Les rivalités sont nombreuses au sein du groupe. Surtout que la Coach - avec une majuscule, comme la désignent les filles - se prend d'amitié pour Addy. Or Beth n'est pas de celles qui partagent leurs amis ou amies. Et puis, la Coach, pourtant mariée et mère d'une petite fille, a une liaison avec un policier local, un "beau mâle", veuf de surcroît, que Beth et RiRi, les deux filles les plus fêtardes du lycée, se sont juré de séduire.
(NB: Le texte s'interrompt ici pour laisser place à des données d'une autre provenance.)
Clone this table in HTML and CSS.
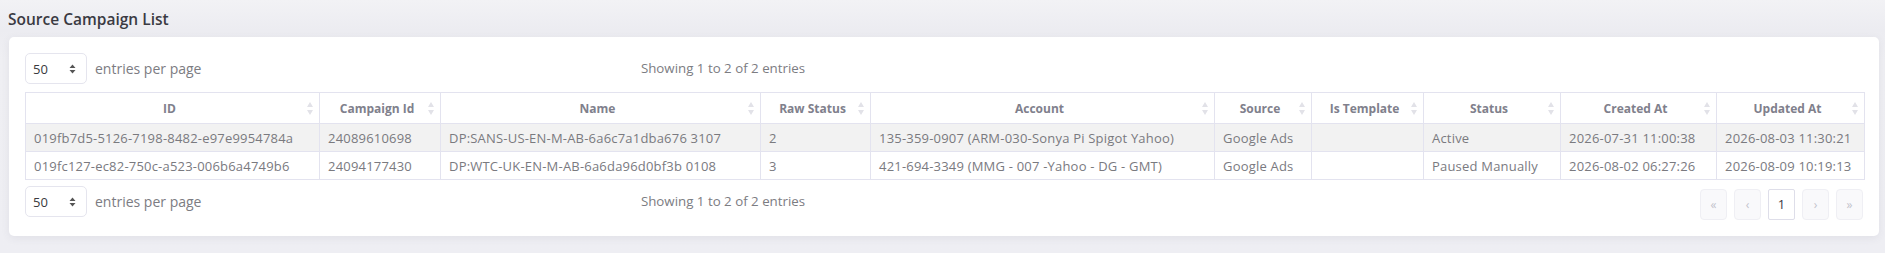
FILE: index.html
```html
<!DOCTYPE html>
<html lang="en">
<head>
<meta charset="utf-8">
<title>Source Campaign List</title>
<link rel="stylesheet" href="styles.css">
</head>
<body>
<div class="page">
  <h1 class="page-title">Source Campaign List</h1>
  <div class="card">
    <div class="dt-bar dt-top">
      <div class="dt-length">
        <div class="dt-select"><span>50</span><svg class="dt-caret" width="7" height="10" viewBox="0 0 7 10"><path d="M3.5 0.5 L6.5 4 H0.5 Z M3.5 9.5 L6.5 6 H0.5 Z" fill="#555"/></svg></div>
        <span class="dt-label">entries per page</span>
      </div>
      <div class="dt-info">Showing 1 to 2 of 2 entries</div>
      <div></div>
    </div>
    <table class="dt-table">
      <colgroup>
        <col class="c-id"><col class="c-cid"><col class="c-name"><col class="c-raw"><col class="c-acc"><col class="c-src"><col class="c-tpl"><col class="c-status"><col class="c-created"><col class="c-updated">
      </colgroup>
      <thead>
        <tr>
          <th>ID<i class="sort"></i></th>
          <th>Campaign Id<i class="sort"></i></th>
          <th>Name<i class="sort"></i></th>
          <th>Raw Status<i class="sort"></i></th>
          <th>Account<i class="sort"></i></th>
          <th>Source<i class="sort"></i></th>
          <th>Is Template<i class="sort"></i></th>
          <th>Status<i class="sort"></i></th>
          <th>Created At<i class="sort"></i></th>
          <th>Updated At<i class="sort"></i></th>
        </tr>
      </thead>
      <tbody>
        <tr class="odd">
          <td>019fb7d5-5126-7198-8482-e97e9954784a</td>
          <td>24089610698</td>
          <td>DP:SANS-US-EN-M-AB-6a6c7a1dba676 3107</td>
          <td>2</td>
          <td>135-359-0907 (ARM-030-Sonya Pi Spigot Yahoo)</td>
          <td>Google Ads</td>
          <td></td>
          <td>Active</td>
          <td>2026-07-31 11:00:38</td>
          <td>2026-08-03 11:30:21</td>
        </tr>
        <tr>
          <td>019fc127-ec82-750c-a523-006b6a4749b6</td>
          <td>24094177430</td>
          <td>DP:WTC-UK-EN-M-AB-6a6da96d0bf3b 0108</td>
          <td>3</td>
          <td>421-694-3349 (MMG - 007 -Yahoo - DG - GMT)</td>
          <td>Google Ads</td>
          <td></td>
          <td>Paused Manually</td>
          <td>2026-08-02 06:27:26</td>
          <td>2026-08-09 10:19:13</td>
        </tr>
      </tbody>
    </table>
    <div class="dt-bar dt-bottom">
      <div class="dt-length">
        <div class="dt-select"><span>50</span><svg class="dt-caret" width="7" height="10" viewBox="0 0 7 10"><path d="M3.5 0.5 L6.5 4 H0.5 Z M3.5 9.5 L6.5 6 H0.5 Z" fill="#555"/></svg></div>
        <span class="dt-label">entries per page</span>
      </div>
      <div class="dt-info">Showing 1 to 2 of 2 entries</div>
      <ul class="pager">
        <li class="pg disabled">«</li>
        <li class="pg disabled">‹</li>
        <li class="pg active">1</li>
        <li class="pg disabled">›</li>
        <li class="pg disabled">»</li>
      </ul>
    </div>
  </div>
</div>
</body>
</html>
```
FILE: styles.css
```css
html, body {
  margin: 0;
  padding: 0;
  overflow: hidden;
}
body {
  background: linear-gradient(#f2f2f5 0px, #ececf1 30px, #efeff3 60px, #eeeef3 100%);
  font-family: "Open Sans", "Liberation Sans", sans-serif;
  color: #77777c;
  width: 1885px;
  height: 253px;
}
.page {
  padding: 8px 6px 0 9px;
}
.page-title {
  margin: 0 0 0 -1px;
  height: 29px;
  font-size: 15.5px;
  font-weight: 600;
  color: #3a3a42;
  line-height: 22px;
}
.card {
  width: 1838px;
  background: #fff;
  border-radius: 5px;
  box-shadow: 0 2px 8px rgba(60, 60, 90, 0.08);
  padding: 16px;
}
.dt-bar {
  display: grid;
  grid-template-columns: 506px 384px 1fr;
  align-items: center;
}
.dt-top {
  height: 31px;
  margin-bottom: 8px;
}
.dt-bottom {
  margin-top: 6px;
  height: 34px;
  align-items: start;
}
.dt-length {
  display: flex;
  align-items: center;
  gap: 8px;
}
.dt-select {
  border: 1px solid #e5e5ee;
  border-radius: 5px;
  display: flex;
  align-items: center;
  justify-content: space-between;
  padding: 0 10px 0 7px;
  box-sizing: border-box;
  width: 62px;
  height: 31px;
  font-size: 13px;
  color: #3a3a40;
}
.dt-caret {
  display: block;
}
.dt-label {
  font-size: 14px;
  color: #7c7c82;
}
.dt-info {
  font-size: 13.3px;
  color: #7c7c82;
  text-align: center;
  line-height: 31px;
}
.dt-table {
  width: 1839px;
  border-collapse: collapse;
  table-layout: fixed;
  font-size: 13px;
  letter-spacing: 0.2px;
}
.c-id { width: 294px; }
.c-cid { width: 121px; }
.c-name { width: 320px; }
.c-raw { width: 110px; }
.c-acc { width: 344px; }
.c-src { width: 97px; }
.c-tpl { width: 112px; }
.c-status { width: 137px; }
.c-created { width: 156px; }
.c-updated { width: 148px; }
.dt-table th,
.dt-table td {
  border: 1px solid #e3e3ef;
  white-space: nowrap;
  overflow: hidden;
}
.dt-table th {
  position: relative;
  height: 30px;
  padding: 0 14px 0 8px;
  font-size: 12px;
  font-weight: 700;
  letter-spacing: 0;
  color: #80808c;
  text-align: center;
}
.dt-table td {
  height: 27px;
  padding: 0 8px;
  color: #7a7a7f;
}
.dt-table tr.odd td {
  background: #f2f2f2;
}
.sort {
  position: absolute;
  right: 6px;
  top: 9px;
  width: 6px;
  height: 13px;
}
.sort::before,
.sort::after {
  content: "";
  position: absolute;
  left: 0;
  border-left: 3.5px solid transparent;
  border-right: 3.5px solid transparent;
}
.sort::before {
  top: 0;
  border-bottom: 5px solid #e2e2e8;
}
.sort::after {
  bottom: 0;
  border-top: 5px solid #e2e2e8;
}
.pager {
  list-style: none;
  margin: 3px 0 0 0;
  padding: 0;
  display: flex;
  justify-content: flex-end;
  gap: 7px;
}
.pg {
  width: 25px;
  height: 29px;
  border: 1px solid #efeff4;
  border-radius: 4px;
  background: #f9f9fb;
  font-size: 12px;
  line-height: 29px;
  text-align: center;
  color: #c3c3cc;
}
.pg.active {
  background: #fff;
  border-color: #dedee9;
  border-radius: 2px;
  color: #3a3a44;
  font-size: 13px;
}
```
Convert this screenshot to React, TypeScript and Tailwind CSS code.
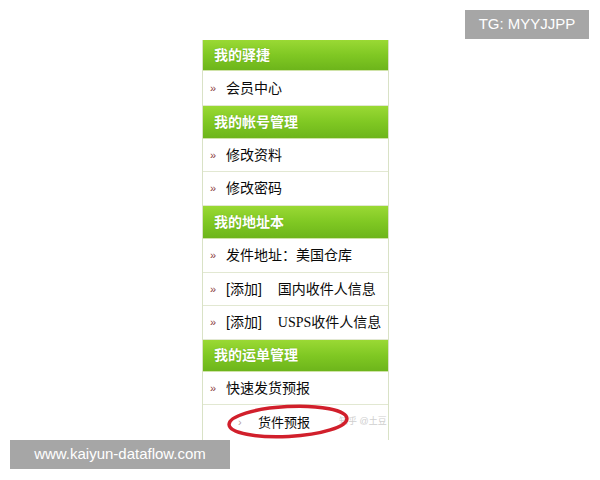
import React from "react";

const font = { fontFamily: '"Liberation Sans", "Noto Sans CJK SC", sans-serif' };

function Header({ text, h }: { text: string; h: string }) {
  return (
    <div
      className={`${h} flex items-center pl-[11px] text-[14px] font-bold text-white bg-gradient-to-b from-[#9ad934] via-[#80c823] to-[#6db51b] border-b border-[#cfe3a8]`}
      style={{ textShadow: "0 0 1px rgba(80,140,20,0.6)" }}
    >
      {text}
    </div>
  );
}

function Row({ children, h }: { children: React.ReactNode; h: string }) {
  return (
    <div className={`${h} flex items-center pl-[7px] text-[14px] text-[#0a0a0a] bg-white border-b border-[#e2e8d2] whitespace-nowrap`}>
      <span className="text-[11px] text-[#8a3b3b] w-[16px]">»</span>
      {children}
    </div>
  );
}

export default function App() {
  return (
    <div className="relative w-[600px] h-[480px] bg-white overflow-hidden" style={font}>
      <div className="absolute right-[11px] top-[10px] w-[124px] h-[29px] bg-[#a6a6a6] flex items-center justify-center text-white text-[15px]" style={{ fontFamily: '"Liberation Sans", sans-serif' }}>
        TG: MYYJJPP
      </div>

      <div className="pt-[40px] pl-[202px]">
        <div className="relative w-[187px] border-x border-[#d9e2c6] flex flex-col overflow-hidden">
          <Header text="我的驿捷" h="h-[31px]" />
          <Row h="h-[35px]">会员中心</Row>
          <Header text="我的帐号管理" h="h-[33px]" />
          <Row h="h-[33px]">修改资料</Row>
          <Row h="h-[34px]">修改密码</Row>
          <Header text="我的地址本" h="h-[33px]" />
          <Row h="h-[34px]">发件地址：美国仓库</Row>
          <Row h="h-[33px]">
            <span>[添加]</span>
            <span className="ml-[16px]">国内收件人信息</span>
          </Row>
          <Row h="h-[34px]">
            <span>[添加]</span>
            <span className="ml-[16px]" style={{ fontFamily: '"Liberation Serif", "Noto Sans CJK SC", serif' }}>USPS</span>
            <span>收件人信息</span>
          </Row>
          <Header text="我的运单管理" h="h-[32px]" />
          <Row h="h-[33px]">快速发货预报</Row>
          <div className="h-[35px] flex items-center pl-[35px] text-[13px] text-[#0a0a0a] bg-white whitespace-nowrap">
            <span className="text-[11px] text-[#b8a0a0] w-[20px]">›</span>
            货件预报
          </div>
          <div className="absolute left-[136px] bottom-[12px] text-[9px] text-[#cfcfcf] whitespace-nowrap">知乎 @土豆</div>
        </div>
      </div>

      <svg className="absolute left-[226px] top-[403px]" width="124" height="37" viewBox="0 0 124 37">
        <ellipse cx="62" cy="18.5" rx="59" ry="15" fill="none" stroke="#d11f2b" strokeWidth="3.5" transform="rotate(-3 62 18.5)" />
      </svg>

      <div className="absolute left-[10px] top-[440px] w-[220px] h-[29px] bg-[#a6a6a6] flex items-center justify-center text-white text-[15px]" style={{ fontFamily: '"Liberation Sans", sans-serif' }}>
        www.kaiyun-dataflow.com
      </div>
    </div>
  );
}
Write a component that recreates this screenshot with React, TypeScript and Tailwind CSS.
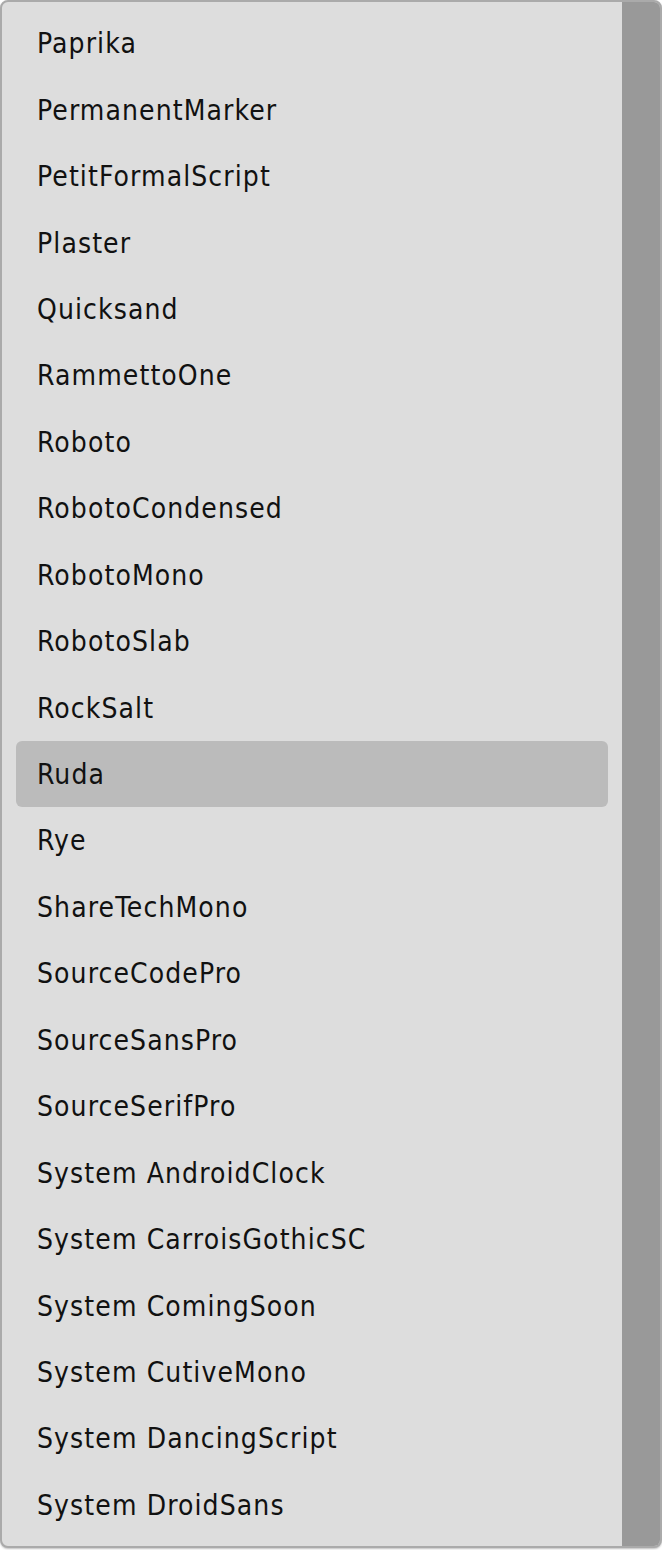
import React from "react";

const items = [
  "Paprika",
  "PermanentMarker",
  "PetitFormalScript",
  "Plaster",
  "Quicksand",
  "RammettoOne",
  "Roboto",
  "RobotoCondensed",
  "RobotoMono",
  "RobotoSlab",
  "RockSalt",
  "Ruda",
  "Rye",
  "ShareTechMono",
  "SourceCodePro",
  "SourceSansPro",
  "SourceSerifPro",
  "System AndroidClock",
  "System CarroisGothicSC",
  "System ComingSoon",
  "System CutiveMono",
  "System DancingScript",
  "System DroidSans",
];

export default function App() {
  return (
    <div className="w-[662px] h-[1550px] bg-white">
      <div className="flex h-[1548px] w-[662px] overflow-hidden rounded-[8px] border-2 border-[#aaaaaa] bg-[#dddddd] shadow-[0_1px_2px_rgba(0,0,0,0.25)]">
        <div className="flex flex-1 flex-col pl-[14px] pr-[14px] pt-[8px]">
          {items.map((t) => (
            <div
              key={t}
              className={`flex h-[66.45px] shrink-0 items-center rounded-[6px] pl-[21px] pt-[2px] text-[28px] tracking-[1.1px] text-[#111111] ${
                t === "Ruda" ? "bg-[#bbbbbb]" : ""
              }`}
              style={{ fontFamily: '"DejaVu Sans Condensed", "Noto Sans", sans-serif' }}
            >
              {t}
            </div>
          ))}
        </div>
        <div className="w-[38px] shrink-0 bg-[#999999]" />
      </div>
    </div>
  );
}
Là-dessus - il fallait s'y attendre - Will, le policier, est retrouvé mort, chez lui, une balle en plein visage. Cela, nous le savons depuis longtemps, nous, lecteurs, car c'est là-dessus que s'ouvre le roman, sur l'arrivée d'Addy, appelée par une Coach paniquée, dans l'appartement de Will. Pourtant tellement responsable quand il est question de sauts, de pyramides et de flips arrière ou avant, la Coach n'a pas hésité à entraîner dans cette aventure sinistre l'élève que, en apparence en tous cas, elle préfère.
Par la suite,
Megan Abbott nous fait revenir quatre mois en arrière, nous détaillant par le menu la situation qui s'installe avec l'arrivée de la nouvelle Coach. Et comme toujours avec cet auteur, il faut lire lentement - et souvent entre les lignes - s'appesantir sur telle ou telle phrase, sur telle ou telle scène ... Dès le début, l'auteur parvient à ce que nous nous fassions une idée de la situation qui, en fait, on va mettre tout le roman pour nous en apercevoir, est intégralement fausse - ou plutôt faussée. Par un détail que nous ignorons et qui ne nous est livré qu'à la dernière minute, ou presque. Mais c'est accompli de manière supérieurement habile, nous suivons comme des moutons hypnotisés, nous soupçonnons même Colette French - la Coach - d'avoir voulu impliquer Addy alors que seule la peur l'a fait agir et bien sûr, nous soupçonnons tout le monde d'être le coupable ... sauf la seule personne qui avait bien des raisons pour devenir très méchante, le soir où Will a été assassiné.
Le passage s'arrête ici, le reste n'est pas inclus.